Set exercise: In the entries below, print exactly the lines from the first through the one with "number; amount: number;", both included, and none of the pictures.

(Some records)
--------
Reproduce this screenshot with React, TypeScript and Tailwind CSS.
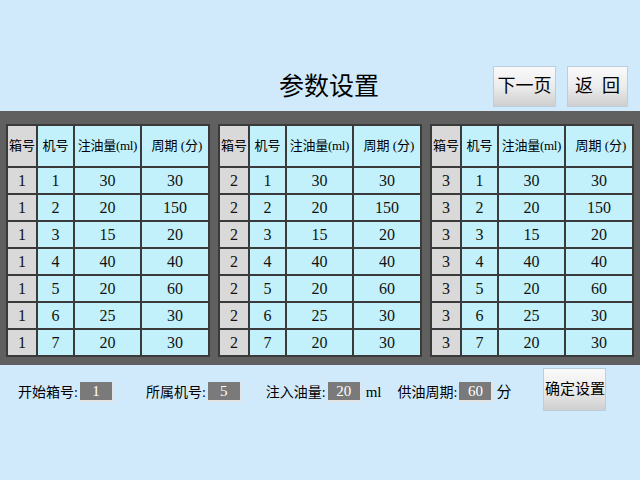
import React from 'react';

type Row = { machine: number; amount: number; period: number };

const rows: Row[] = [
  { machine: 1, amount: 30, period: 30 },
  { machine: 2, amount: 20, period: 150 },
  { machine: 3, amount: 15, period: 20 },
  { machine: 4, amount: 40, period: 40 },
  { machine: 5, amount: 20, period: 60 },
  { machine: 6, amount: 25, period: 30 },
  { machine: 7, amount: 20, period: 30 },
];

const font = { fontFamily: '"Liberation Serif", "Noto Sans CJK SC", serif' };

function BoxTable({ box }: { box: number }) {
  const th =
    'border-2 border-[#3a3a3a] h-[42px] p-0 text-[13px] leading-[18px] font-normal text-black whitespace-nowrap overflow-hidden';
  const td = 'border-2 border-[#3a3a3a] h-[27px] p-0 text-center text-[16px] leading-[20px] text-[#111]';
  return (
    <table className="border-collapse table-fixed w-[202px]">
      <colgroup>
        <col className="w-[30px]" />
        <col className="w-[37px]" />
        <col className="w-[67px]" />
        <col className="w-[68px]" />
      </colgroup>
      <thead>
        <tr>
          <th className={`${th} bg-[#d9d9d9]`}>箱号</th>
          <th className={`${th} bg-[#c2f1fc]`}>机号</th>
          <th className={`${th} bg-[#c2f1fc] tracking-[-0.3px]`}>注油量(ml)</th>
          <th className={`${th} bg-[#c2f1fc] pl-[4px]`}>周期 (分)</th>
        </tr>
      </thead>
      <tbody>
        {rows.map((r) => (
          <tr key={r.machine}>
            <td className={`${td} bg-[#d9d9d9]`}>{box}</td>
            <td className={`${td} bg-[#c2f1fc]`}>{r.machine}</td>
            <td className={`${td} bg-[#c2f1fc]`}>{r.amount}</td>
            <td className={`${td} bg-[#c2f1fc]`}>{r.period}</td>
          </tr>
        ))}
      </tbody>
    </table>
  );
}

function Field({ value, className }: { value: string; className?: string }) {
  return (
    <div
      className={`w-[34px] h-[20px] bg-[#7a7a7a] border-r-2 border-b-2 border-white/80 text-white text-[15px] leading-[18px] text-center ${className ?? ''}`}
    >
      {value}
    </div>
  );
}

const btn =
  'flex items-center justify-center border border-[#b9cfdc] bg-gradient-to-b from-[#fafafa] via-[#ececec] to-[#cfcfcf] text-black';

export default function App() {
  return (
    <div className="w-[640px] h-[480px] bg-[#d0eafc] overflow-hidden" style={font}>
      {/* title + nav buttons */}
      <div className="h-[111px] flex items-center pt-[64px] pb-[3px]">
        <h1 className="ml-[279px] text-[25px] leading-none text-black">参数设置</h1>
        <div className="ml-auto mr-[12px] flex gap-[11px]">
          <button className={`${btn} w-[63px] h-[41px] text-[18px]`}>下一页</button>
          <button className={`${btn} w-[61px] h-[41px] text-[18px] gap-[9px]`}>
            <span>返</span>
            <span>回</span>
          </button>
        </div>
      </div>

      {/* tables */}
      <div className="h-[254px] bg-[#606060] flex items-start gap-[8px] pl-[6px] pt-[13px]">
        <BoxTable box={1} />
        <BoxTable box={2} />
        <BoxTable box={3} />
      </div>

      {/* settings row */}
      <div className="flex items-center h-[54px] text-[14px] text-black">
        <span className="ml-[18px]">开始箱号:</span>
        <Field value="1" className="ml-[2px]" />
        <span className="ml-[32px]">所属机号:</span>
        <Field value="5" className="ml-[2px]" />
        <span className="ml-[24px]">注入油量:</span>
        <Field value="20" className="ml-[2px]" />
        <span className="ml-[4px] text-[15px]">ml</span>
        <span className="ml-[16px]">供油周期:</span>
        <Field value="60" className="ml-[2px]" />
        <span className="ml-[3px] text-[15px]">分</span>
        <button className={`${btn} ml-[32px] w-[63px] h-[43px] text-[15px] mb-[6px]`}>确定设置</button>
      </div>
    </div>
  );
}
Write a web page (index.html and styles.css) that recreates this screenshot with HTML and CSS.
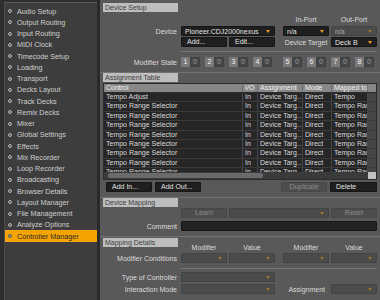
FILE: index.html
```html
<!DOCTYPE html>
<html>
<head>
<meta charset="utf-8">
<link rel="stylesheet" href="styles.css">
</head>
<body>
<div class="app">
  <aside class="side">
    <ul class="menu">
      <li class="item"><span class="dot"></span>Audio Setup</li>
      <li class="item"><span class="dot"></span>Output Routing</li>
      <li class="item"><span class="dot"></span>Input Routing</li>
      <li class="item"><span class="dot"></span>MIDI Clock</li>
      <li class="item"><span class="dot"></span>Timecode Setup</li>
      <li class="item"><span class="dot"></span>Loading</li>
      <li class="item"><span class="dot"></span>Transport</li>
      <li class="item"><span class="dot"></span>Decks Layout</li>
      <li class="item"><span class="dot"></span>Track Decks</li>
      <li class="item"><span class="dot"></span>Remix Decks</li>
      <li class="item"><span class="dot"></span>Mixer</li>
      <li class="item"><span class="dot"></span>Global Settings</li>
      <li class="item"><span class="dot"></span>Effects</li>
      <li class="item"><span class="dot"></span>Mix Recorder</li>
      <li class="item"><span class="dot"></span>Loop Recorder</li>
      <li class="item"><span class="dot"></span>Broadcasting</li>
      <li class="item"><span class="dot"></span>Browser Details</li>
      <li class="item"><span class="dot"></span>Layout Manager</li>
      <li class="item"><span class="dot"></span>File Management</li>
      <li class="item"><span class="dot"></span>Analyze Options</li>
      <li class="item active"><span class="dot"></span>Controller Manager</li>
    </ul>
  </aside>
  <div class="divider"></div>
  <main class="main">
    <section class="sec">
      <h2 class="title">Device Setup</h2>
      <div class="row mt2">
        <span class="colhead c3">In-Port</span>
        <span class="colhead c4">Out-Port</span>
      </div>
      <div class="row mt2">
        <span class="lab">Device</span>
        <div class="dd c12"><span class="val">Pioneer.CDJ2000nexus</span><i class="arr"></i></div>
        <div class="dd c3"><span class="val">n/a</span><i class="arr"></i></div>
        <div class="dd dis c4"><span class="val">n/a</span><i class="arr"></i></div>
      </div>
      <div class="row mt1">
        <button class="btn c1">Add...</button>
        <button class="btn c2">Edit...</button>
        <span class="colhead c3">Device Target</span>
        <div class="dd c4"><span class="val">Deck B</span><i class="arr"></i></div>
      </div>
      <div class="sep mt4"></div>
      <div class="row mt5">
        <span class="lab">Modifier State</span>
        <div class="mods c14">
          <div class="modgrp">
            <span class="mod"><b>1</b><em>0</em></span>
            <span class="mod"><b>2</b><em>0</em></span>
            <span class="mod"><b>3</b><em>0</em></span>
            <span class="mod"><b>4</b><em>0</em></span>
          </div>
          <div class="modgrp">
            <span class="mod"><b>5</b><em>0</em></span>
            <span class="mod"><b>6</b><em>0</em></span>
            <span class="mod"><b>7</b><em>0</em></span>
            <span class="mod"><b>8</b><em>0</em></span>
          </div>
        </div>
      </div>
    </section>

    <section class="sec">
      <h2 class="title">Assignment Table</h2>
      <div class="table">
        <div class="trow thead">
          <span class="cell">Control</span><span class="cell">I/O</span><span class="cell">Assignment</span><span class="cell">Mode</span><span class="cell">Mapped to</span><span class="cell vs"></span>
        </div>
        <div class="tbody">
          <div class="trow"><span class="cell">Tempo Adjust</span><span class="cell">In</span><span class="cell">Device Targ…</span><span class="cell">Direct</span><span class="cell">Tempo</span><span class="cell vs"></span></div>
          <div class="trow"><span class="cell">Tempo Range Selector</span><span class="cell">In</span><span class="cell">Device Targ…</span><span class="cell">Direct</span><span class="cell">Tempo Range</span><span class="cell vs"></span></div>
          <div class="trow"><span class="cell">Tempo Range Selector</span><span class="cell">In</span><span class="cell">Device Targ…</span><span class="cell">Direct</span><span class="cell">Tempo Range</span><span class="cell vs"></span></div>
          <div class="trow"><span class="cell">Tempo Range Selector</span><span class="cell">In</span><span class="cell">Device Targ…</span><span class="cell">Direct</span><span class="cell">Tempo Range</span><span class="cell vs"></span></div>
          <div class="trow"><span class="cell">Tempo Range Selector</span><span class="cell">In</span><span class="cell">Device Targ…</span><span class="cell">Direct</span><span class="cell">Tempo Range</span><span class="cell vs"></span></div>
          <div class="trow"><span class="cell">Tempo Range Selector</span><span class="cell">In</span><span class="cell">Device Targ…</span><span class="cell">Direct</span><span class="cell">Tempo Range</span><span class="cell vs"></span></div>
          <div class="trow"><span class="cell">Tempo Range Selector</span><span class="cell">In</span><span class="cell">Device Targ…</span><span class="cell">Direct</span><span class="cell">Tempo Range</span><span class="cell vs"></span></div>
          <div class="trow"><span class="cell">Tempo Range Selector</span><span class="cell">In</span><span class="cell">Device Targ…</span><span class="cell">Direct</span><span class="cell">Tempo Range</span><span class="cell vs"></span></div>
          <div class="trow"><span class="cell">Tempo Range Selector</span><span class="cell">In</span><span class="cell">Device Targ…</span><span class="cell">Direct</span><span class="cell">Tempo Range</span><span class="cell vs"></span></div>
        </div>
        <div class="hscroll"><span class="thumb"></span><span class="corner"></span></div>
      </div>
      <div class="btnrow">
        <div class="grp">
          <button class="btn w46">Add In...</button>
          <button class="btn w46">Add Out...</button>
        </div>
        <div class="grp">
          <button class="btn dis w46">Duplicate</button>
          <button class="btn w47">Delete</button>
        </div>
      </div>
    </section>

    <section class="sec">
      <h2 class="title">Device Mapping</h2>
      <div class="row mt1">
        <button class="btn dis c1">Learn</button>
        <div class="dd dis c23"><span class="val"></span><i class="arr"></i></div>
        <button class="btn dis c4">Reset</button>
      </div>
      <div class="row mt3">
        <span class="lab">Comment</span>
        <div class="input c14"></div>
      </div>
    </section>

    <section class="sec last">
      <div class="row headrow mt1">
        <h2 class="title intitle">Mapping Details</h2>
        <span class="colhead bottom c1">Modifier</span>
        <span class="colhead bottom c2">Value</span>
        <span class="colhead bottom c3">Modifier</span>
        <span class="colhead bottom c4">Value</span>
      </div>
      <div class="row mt1">
        <span class="lab">Modifier Conditions</span>
        <div class="dd dis c1"><span class="val"></span><i class="arr"></i></div>
        <div class="dd dis c2"><span class="val"></span><i class="arr"></i></div>
        <div class="dd dis c3"><span class="val"></span><i class="arr"></i></div>
        <div class="dd dis c4"><span class="val"></span><i class="arr"></i></div>
      </div>
      <div class="sep mt5"></div>
      <div class="row mt3">
        <span class="lab">Type of Controller</span>
        <div class="dd dis c12"><span class="val"></span><i class="arr"></i></div>
      </div>
      <div class="row mt2">
        <span class="lab">Interaction Mode</span>
        <div class="dd dis c12"><span class="val"></span><i class="arr"></i></div>
        <span class="lab2 c3">Assignment</span>
        <div class="dd dis c4"><span class="val"></span><i class="arr"></i></div>
      </div>
    </section>
  </main>
</div>
</body>
</html>
```

FILE: styles.css
```css
* { box-sizing: border-box; }
html, body {
  margin: 0;
  padding: 0;
  width: 380px;
  height: 300px;
  overflow: hidden;
  background: #595959;
}
body {
  font-family: "Liberation Sans", Arial, sans-serif;
  font-size: 7px;
  color: #dcdcdc;
}
.app {
  display: flex;
  width: 380px;
  height: 300px;
}

/* sidebar */
.side {
  width: 97px;
  flex: none;
  background: #2e2e2e;
  padding: 2px 0 0 4px;
}
.menu {
  list-style: none;
  margin: 0;
  padding: 2.4px 0 0 0;
  height: 100%;
  background: #3d3d3d;
  border-top: 1px solid #585858;
  border-left: 1px solid #4c4c4c;
}
.item {
  display: flex;
  align-items: center;
  height: 11.25px;
  padding-left: 3px;
  font-size: 7.2px;
  color: #cfcfcf;
  white-space: nowrap;
}
.dot {
  width: 4px;
  height: 4px;
  border-radius: 50%;
  border: 1px solid #b4b4b4;
  background: #5a5a5a;
  margin-right: 5px;
  flex: none;
}
.item.active {
  background: #f5a300;
  color: #2a2a2a;
}
.item.active .dot {
  border-color: #555;
  background: #a0a0a0;
}
.divider {
  width: 3px;
  flex: none;
  background: #2a2a2a;
}

/* main */
.main {
  flex: 1;
  padding-top: 3px;
  background: #595959;
}
.sec { padding-bottom: 5px; }
.sec + .sec { border-top: 1px solid #727272; }
.sec.last { padding-bottom: 0; }
.title {
  margin: 0 0 0 3px;
  width: 75px;
  height: 9px;
  line-height: 9px;
  padding-left: 2px;
  font-size: 7px;
  font-weight: normal;
  background: #bdbdbd;
  color: #3e3e3e;
}
.mt1 { margin-top: 1px; }
.mt2 { margin-top: 2px; }
.mt3 { margin-top: 3px; }
.mt4 { margin-top: 4px; }
.mt5 { margin-top: 5px; }

.row {
  display: grid;
  grid-template-columns: 77px 4px 46px 2px 46px 8px 46px 2px 46px;
  height: 10px;
  align-items: center;
}
.lab {
  grid-column: 1;
  text-align: right;
  white-space: nowrap;
  color: #dcdcdc;
}
.lab2 {
  text-align: right;
  padding-right: 4px;
  white-space: nowrap;
}
.c1 { grid-column: 3; }
.c2 { grid-column: 5; }
.c3 { grid-column: 7; }
.c4 { grid-column: 9; }
.c12 { grid-column: 3 / 6; }
.c23 { grid-column: 5 / 8; }
.c14 { grid-column: 3 / 10; }
.colhead {
  text-align: center;
  white-space: nowrap;
  color: #dcdcdc;
}

.dd {
  height: 10px;
  display: flex;
  align-items: center;
  background: #1f1f1f;
  border: 1px solid #161616;
  border-radius: 1px;
  padding-left: 3px;
  color: #e2e2e2;
  overflow: hidden;
  white-space: nowrap;
}
.dd .val { flex: 1; overflow: hidden; }
.arr {
  flex: none;
  width: 0;
  height: 0;
  border-left: 2.5px solid transparent;
  border-right: 2.5px solid transparent;
  border-top: 3px solid #f09a10;
  margin: 0 4px 0 2px;
}
.dd.dis {
  background: #4b4b4b;
  border-color: #434343;
  color: #aaa;
}
.dd.dis .arr { border-top-color: #9a7332; }

.btn {
  height: 10px;
  padding: 0 0 0 5px;
  margin: 0;
  font: inherit;
  text-align: left;
  background: #1f1f1f;
  border: 1px solid #161616;
  border-radius: 1px;
  color: #e2e2e2;
  line-height: 8px;
  white-space: nowrap;
}
.btn.dis {
  background: #4d4d4d;
  border-color: #474747;
  color: #8e8e8e;
  text-align: center;
  padding: 0;
}
.w46 { width: 46px; }
.w47 { width: 47px; }

.sep {
  margin-left: 81px;
  width: 196px;
  height: 1px;
  background: #747474;
}

.mods {
  display: flex;
  gap: 11px;
}
.modgrp {
  display: flex;
  gap: 5px;
}
.mod {
  display: flex;
  height: 10px;
  width: 19px;
}
.mod b {
  width: 9px;
  background: #7a7a7a;
  color: #f2f2f2;
  font-weight: normal;
  text-align: center;
  line-height: 10px;
}
.mod em {
  width: 10px;
  background: #474747;
  border: 1px solid #3f3f3f;
  color: #9a9a9a;
  font-style: normal;
  text-align: center;
  line-height: 8px;
}

/* table */
.table {
  margin: 1px 3px 0 3px;
  border: 1px solid #2c2c2c;
  height: 97px;
  background: #262626;
  overflow: hidden;
}
.trow {
  display: grid;
  grid-template-columns: 139px 15px 45px 29px 36px 1fr;
  height: 9.4px;
  border-bottom: 1px solid #3b3b3b;
}
.cell {
  padding-left: 2px;
  white-space: nowrap;
  overflow: hidden;
  border-right: 1px solid #474747;
  line-height: 8.4px;
  color: #dadada;
}
.thead {
  height: 9px;
  background: #878787;
  border-bottom: 1px solid #2c2c2c;
}
.thead .cell {
  color: #f2f2f2;
  border-right-color: #6e6e6e;
  line-height: 8px;
}
.cell.vs {
  border-right: none;
  background: #454545;
}
.thead .cell.vs { background: #878787; }
.tbody {
  height: 79px;
  overflow: hidden;
}
.hscroll {
  display: flex;
  height: 7px;
  background: #3a3a3a;
  padding: 1px 0 0 4px;
}
.thumb {
  width: 155px;
  height: 5px;
  background: #6a6a6a;
  border-radius: 2px;
}
.corner {
  margin-left: auto;
  width: 8px;
  height: 7px;
  margin-top: -1px;
  background: #c4c4c4;
}

.btnrow {
  display: flex;
  justify-content: space-between;
  margin: 2px 3px 0 6px;
  height: 10px;
}
.grp {
  display: flex;
  gap: 3px;
}

.input {
  height: 10px;
  background: #232323;
  border: 1px solid #161616;
  border-radius: 1px;
}

.headrow {
  height: 14px;
  align-items: end;
}
.intitle {
  grid-column: 1 / 3;
  grid-row: 1;
  align-self: start;
}
.colhead.bottom {
  grid-row: 1;
  line-height: 8px;
}
```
--------
Solution to the exercise:
Reproduce this screenshot with React, TypeScript and Tailwind CSS.
import React from 'react';

type Row = { machine: number; amount: number; period: number };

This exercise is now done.